The Correspondence of Thomas Jefferson
By Subject
DECLARATION OF INDEPENDENCE / WRITING OF
You have doubtless seen Timothy Pickering's Fourth of July
observations on the Declaration of Independence. If his principles and
prejudices, personal and political, gave us no reason to doubt whether
he had truly quoted the information he alleges to have received from
Mr. Adams, I should then say, that in some of the particulars, Mr.
Adams' memory has led him into unquestionable error. At the age of
eighty-eight, and forty-seven years after the transactions of
Independence, this is not wonderful. Nor should I, at the age of
eighty, on the small advantage of that difference only, venture to
oppose my memory to his, were it not supported by written notes, taken
by myself at the moment and on the spot. He says, "the committee
of five, to wit, Dr. Franklin, Sherman, Livingston, and ourselves,
met, discussed the subject, and then appointed him and myself to make
the draught; that we, as a sub-committee, met, and after the urgencies
of each on the other, I consented to undertake the task; that the
draught being made, we, the subcommittee, met, and conned the paper
over, and he does not remember that he made or suggested a single
alteration." Now these details are quite incorrect. The committee
of five met; no such thing as a sub-committee was proposed, but they
unanimously pressed on myself alone to undertake the draught. I
consented; I drew it; hut before I reported it to the committee, I
commumcated it
separately to Dr. Franklin and Mr. Adams, requesting their
corrections, because they were the two members of whose judgments and
amendments I wished most to have the benefit, before presenting it to
the committee; and you have seen the original paper now in my hands,
with the corrections of Dr. Franklin and Mr. Adams interlined in their
own handwritings. Their alterations were two or three only, and merely
verbal. I then wrote a fair copy, reported it to the committee, and
from them, unaltered, to Congress. This personal communication and
consultation with Mr. Adams, he has misremembered into the actings of
a sub-committee. Pickering's observations, and Mr. Adams' in addition,
"that it contained no new ideas, that it is a commonplace
compilation, its sentiments hackneyed in Congress for two years
before, and its essence contained in Otis' pamphlet," may all be
true. Of that I am not to be the judge. Richard Henry Lee charged it
as copied from Locke's treatise on government. Otis' pamphlet I never
saw, and whether I had gathered my ideas from reading or reflection I
do not know. I know only that I turned to neither book nor pamphlet
while writing it. I did not consider it as any part of my charge to
invent new ideas altogether, and to offer no sentiment which had ever
been expressed before. Had Mr. Adams been so restrained, Congress
would have lost the benefit of his bold and impressive advocations of
the rights of Revolution. For no man's confident and fervid addresses,
more than Mr. Adams', encouraged and supported us through the
difficulties surrounding us, which, like the ceaseless action of
gravity, weighed on us by night and by day. Yet, on the same ground,
we may ask what of these elevated thoughts was new, or can be affirmed
never before to have entered the conceptions of man?

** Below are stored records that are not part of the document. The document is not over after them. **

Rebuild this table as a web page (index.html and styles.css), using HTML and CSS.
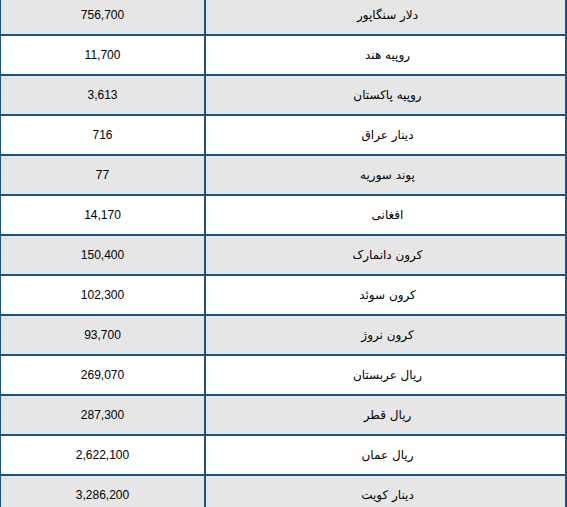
FILE: index.html
```html
<!DOCTYPE html>
<html lang="fa">
<head>
<meta charset="utf-8">
<title>نرخ ارز</title>
<link rel="stylesheet" href="styles.css">
</head>
<body>
<table class="rates">
<tbody>
<tr class="odd"><td class="num">756,700</td><td class="name" dir="rtl">دلار سنگاپور</td></tr>
<tr><td class="num">11,700</td><td class="name" dir="rtl">روپیه هند</td></tr>
<tr class="odd"><td class="num">3,613</td><td class="name" dir="rtl">روپیه پاکستان</td></tr>
<tr><td class="num">716</td><td class="name" dir="rtl">دینار عراق</td></tr>
<tr class="odd"><td class="num">77</td><td class="name" dir="rtl">پوند سوریه</td></tr>
<tr><td class="num">14,170</td><td class="name" dir="rtl">افغانی</td></tr>
<tr class="odd"><td class="num">150,400</td><td class="name" dir="rtl">کرون دانمارک</td></tr>
<tr><td class="num">102,300</td><td class="name" dir="rtl">کرون سوئد</td></tr>
<tr class="odd"><td class="num">93,700</td><td class="name" dir="rtl">کرون نروژ</td></tr>
<tr><td class="num">269,070</td><td class="name" dir="rtl">ریال عربستان</td></tr>
<tr class="odd"><td class="num">287,300</td><td class="name" dir="rtl">ریال قطر</td></tr>
<tr><td class="num">2,622,100</td><td class="name" dir="rtl">ریال عمان</td></tr>
<tr class="odd"><td class="num">3,286,200</td><td class="name" dir="rtl">دینار کویت</td></tr>
</tbody>
</table>
</body>
</html>
```
FILE: styles.css
```css
html, body {
  margin: 0;
  padding: 0;
  background: #ffffff;
  overflow: hidden;
}
.rates {
  border-collapse: separate;
  border-spacing: 0;
  table-layout: fixed;
  width: 568px;
  margin: -4px 0 0 -1px;
  font-family: "Liberation Sans", "DejaVu Sans", sans-serif;
  font-size: 12px;
  color: #000000;
}
.rates td {
  height: 38px;
  padding: 0;
  text-align: center;
  vertical-align: middle;
  border-bottom: 2px solid #1d5283;
  border-right: 2px solid #1d5283;
  box-sizing: content-box;
}
.rates td.num {
  width: 203px;
  border-left: 2px solid #1d5283;
}
.rates td.name {
  width: 359px;
  font-family: "DejaVu Sans", sans-serif;
  font-size: 12px;
}
.rates tr.odd td {
  background: #e6e6e6;
}
```
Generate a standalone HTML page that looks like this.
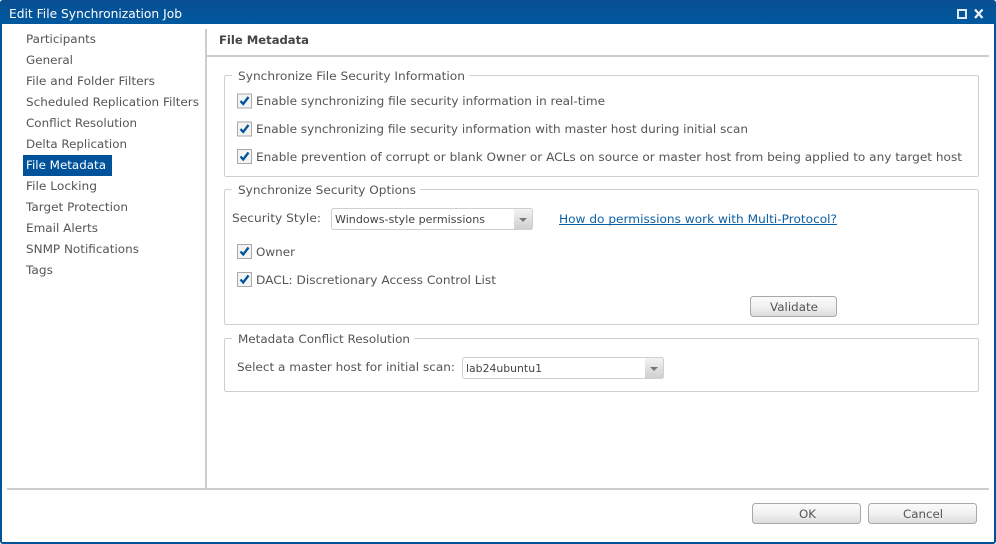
<!DOCTYPE html>
<html><head><meta charset="utf-8"><title>Edit File Synchronization Job</title>
<style>html,body{margin:0;padding:0;background:#fff;width:996px;height:544px;overflow:hidden}svg{display:block}
text{font-family:"DejaVu Sans","Liberation Sans",sans-serif;font-size:11.8px;fill:#555}
.s{font-size:11px;fill:#444}
</style></head><body>
<svg width="996" height="544" viewBox="0 0 996 544" xmlns="http://www.w3.org/2000/svg">
<defs>
<linearGradient id="t" x1="0" y1="0" x2="0" y2="1"><stop offset="0" stop-color="#0a4f92"/><stop offset="1" stop-color="#00589f"/></linearGradient>
<linearGradient id="b" x1="0" y1="0" x2="0" y2="1"><stop offset="0" stop-color="#fbfbfb"/><stop offset=".5" stop-color="#f1f1f1"/><stop offset="1" stop-color="#dcdcdc"/></linearGradient>
<linearGradient id="a" x1="0" y1="0" x2="0" y2="1"><stop offset="0" stop-color="#f3f3f3"/><stop offset="1" stop-color="#cfcfcf"/></linearGradient>
<g id="c"><rect x=".5" y=".5" width="14" height="14" fill="#f4f4f4" stroke="#a9a9a9"/><path d="M3.5 7.5L6.2 10.5L11.5 3.5" fill="none" stroke="#00539b" stroke-width="2.3"/></g>
<g id="ar"><path d="M0 0h8l-4 4z" fill="#777"/></g>
</defs>
<rect x="0" y="0" width="996" height="544" rx="3" fill="#00539b"/>
<rect x="2" y="24" width="992" height="518" fill="#fff"/>
<rect x="0" y="0" width="996" height="24" rx="3" fill="url(#t)"/>
<text x="9" y="18" textLength="173" lengthAdjust="spacingAndGlyphs" style="fill:#fff;font-size:12px">Edit File Synchronization Job</text>
<rect x="958" y="10" width="8" height="8" fill="none" stroke="#dfe9f3" stroke-width="2"/>
<path d="M975 9.5L982.5 18M982.5 9.5L975 18" stroke="#eef3f8" stroke-width="2.2" fill="none"/>

<rect x="205" y="29" width="2" height="460" fill="#cdcdcd"/>
<rect x="206" y="55" width="783" height="2" fill="#cdcdcd"/>
<rect x="7" y="488" width="982" height="2" fill="#cdcdcd"/>

<rect x="23" y="155" width="89" height="21" fill="#00539b"/>
<text x="26" y="43" textLength="70" lengthAdjust="spacingAndGlyphs">Participants</text>
<text x="26" y="64" textLength="47" lengthAdjust="spacingAndGlyphs">General</text>
<text x="26" y="85" textLength="129" lengthAdjust="spacingAndGlyphs">File and Folder Filters</text>
<text x="26" y="106" textLength="173" lengthAdjust="spacingAndGlyphs">Scheduled Replication Filters</text>
<text x="26" y="127" textLength="111" lengthAdjust="spacingAndGlyphs">Conflict Resolution</text>
<text x="26" y="148" textLength="101" lengthAdjust="spacingAndGlyphs">Delta Replication</text>
<text x="26" y="169" textLength="80" lengthAdjust="spacingAndGlyphs" style="fill:#fff">File Metadata</text>
<text x="26" y="190" textLength="71" lengthAdjust="spacingAndGlyphs">File Locking</text>
<text x="26" y="211" textLength="102" lengthAdjust="spacingAndGlyphs">Target Protection</text>
<text x="26" y="232" textLength="72" lengthAdjust="spacingAndGlyphs">Email Alerts</text>
<text x="26" y="253" textLength="113" lengthAdjust="spacingAndGlyphs">SNMP Notifications</text>
<text x="26" y="274" textLength="27" lengthAdjust="spacingAndGlyphs">Tags</text>

<text x="219" y="44" textLength="90" lengthAdjust="spacingAndGlyphs" style="font-weight:bold;fill:#444">File Metadata</text>

<path d="M232 75.5H226.5Q224.5 75.5 224.5 77.5V174.5Q224.5 176.5 226.5 176.5H976.5Q978.5 176.5 978.5 174.5V77.5Q978.5 75.5 976.5 75.5H469" fill="none" stroke="#cfcfcf"/>
<text x="238" y="80" textLength="227" lengthAdjust="spacingAndGlyphs">Synchronize File Security Information</text>
<use href="#c" x="237" y="93.5"/>
<text x="256" y="105" textLength="349" lengthAdjust="spacingAndGlyphs">Enable synchronizing file security information in real-time</text>
<use href="#c" x="237" y="121.5"/>
<text x="256" y="133" textLength="492" lengthAdjust="spacingAndGlyphs">Enable synchronizing file security information with master host during initial scan</text>
<use href="#c" x="237" y="149"/>
<text x="256" y="161" textLength="706" lengthAdjust="spacingAndGlyphs">Enable prevention of corrupt or blank Owner or ACLs on source or master host from being applied to any target host</text>

<path d="M232 189.5H226.5Q224.5 189.5 224.5 191.5V322.5Q224.5 324.5 226.5 324.5H976.5Q978.5 324.5 978.5 322.5V191.5Q978.5 189.5 976.5 189.5H420" fill="none" stroke="#cfcfcf"/>
<text x="238" y="194" textLength="178" lengthAdjust="spacingAndGlyphs">Synchronize Security Options</text>
<text x="232" y="222" textLength="89" lengthAdjust="spacingAndGlyphs">Security Style:</text>
<rect x="331.5" y="208.5" width="201" height="21" rx="2" fill="#fff" stroke="#d0d0d0"/>
<rect x="514" y="209" width="18" height="20" fill="url(#a)"/>
<use href="#ar" x="519" y="218"/>
<text class="s" x="335" y="223" textLength="150" lengthAdjust="spacingAndGlyphs">Windows-style permissions</text>
<text x="559" y="223" textLength="278" lengthAdjust="spacingAndGlyphs" style="fill:#0b5fa5">How do permissions work with Multi-Protocol?</text>
<rect x="559" y="224" width="278" height="1" fill="#0b5fa5"/>
<use href="#c" x="237" y="244"/>
<text x="256" y="256" textLength="39" lengthAdjust="spacingAndGlyphs">Owner</text>
<use href="#c" x="237" y="272"/>
<text x="256" y="284" textLength="240" lengthAdjust="spacingAndGlyphs">DACL: Discretionary Access Control List</text>
<rect x="750.5" y="296.5" width="86" height="20" rx="3" fill="url(#b)" stroke="#a8a8a8"/>
<text x="770" y="311" textLength="48" lengthAdjust="spacingAndGlyphs">Validate</text>

<path d="M232 338.5H226.5Q224.5 338.5 224.5 340.5V389.5Q224.5 391.5 226.5 391.5H976.5Q978.5 391.5 978.5 389.5V340.5Q978.5 338.5 976.5 338.5H414" fill="none" stroke="#cfcfcf"/>
<text x="238" y="343" textLength="172" lengthAdjust="spacingAndGlyphs">Metadata Conflict Resolution</text>
<text x="237" y="371" textLength="218" lengthAdjust="spacingAndGlyphs">Select a master host for initial scan:</text>
<rect x="462.5" y="357.5" width="201" height="21" rx="2" fill="#fff" stroke="#d0d0d0"/>
<rect x="645" y="358" width="18" height="20" fill="url(#a)"/>
<use href="#ar" x="650" y="367"/>
<text class="s" x="466" y="372" textLength="76" lengthAdjust="spacingAndGlyphs">lab24ubuntu1</text>

<rect x="752.5" y="503.5" width="108" height="20" rx="3" fill="url(#b)" stroke="#a8a8a8"/>
<text x="799" y="518" textLength="17" lengthAdjust="spacingAndGlyphs">OK</text>
<rect x="868.5" y="503.5" width="108" height="20" rx="3" fill="url(#b)" stroke="#a8a8a8"/>
<text x="903" y="518" textLength="40" lengthAdjust="spacingAndGlyphs">Cancel</text>
</svg>
</body></html>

Whether, also, the sentiments of Independence, and the reasons for
declaring it, which make so great a portion of the instrument, had
been hackneyed in Congress for two years before the 4th of July, '76,
or this dictum also of Mr. Adams be another slip of memory, let
history say. This, however, I will say for Mr. Adams, that he
supported the Declaration with zeal and ability, fighting fearlessly
for every word of it. As to myself, I thought it a duty to be, on that
occasion, a passive auditor of the opinions of others, more impartial
judges than I could be, of its merits or demerits. During the debate I
was sitting by Doctor Franklin, and he observed that I was writhing a
little under the acrimonious criticisms on some of its parts; and it
was on that occasion, that by way of comfort, he told me the story of
John Thompson, the hatter, and his new sign. Timothy thinks the
instrument the better for having a fourth of it expunged. He would
have thought it still better, had the other three-fourths gone out
also, all but the single sentiment (the only one he approves), which
recommends friendship to his dear England, whenever she is willing to
be at peace with us. His insinuations are, that although "the
high tone of the instrument was in unison with the warm feelings of
the times, this sentiment of habitual friendship to England should
never be forgotten, and that the duties it enjoins should especially
be borne in mind on every celebration of this anniversary." In
other words, that the Declaration, as being a libel on the government
of England, composed in times of passion, should now be buried in
utter oblivion, to spare the feelings of our English friends and
Angloman fellow citizens. But it is not to wound them that we wish to
keep it in mind; but to cherish the principles of the instrument in
the bosoms of our own citizens: and it is a heavenly comfort to see
that these principles are yet so strongly felt, as to render a
circumstance so trifling as this little lapse of memory of Mr. Adams,
worthy of being solemnly announced and supported at an anniversary
assemblage of the nation on its birthday.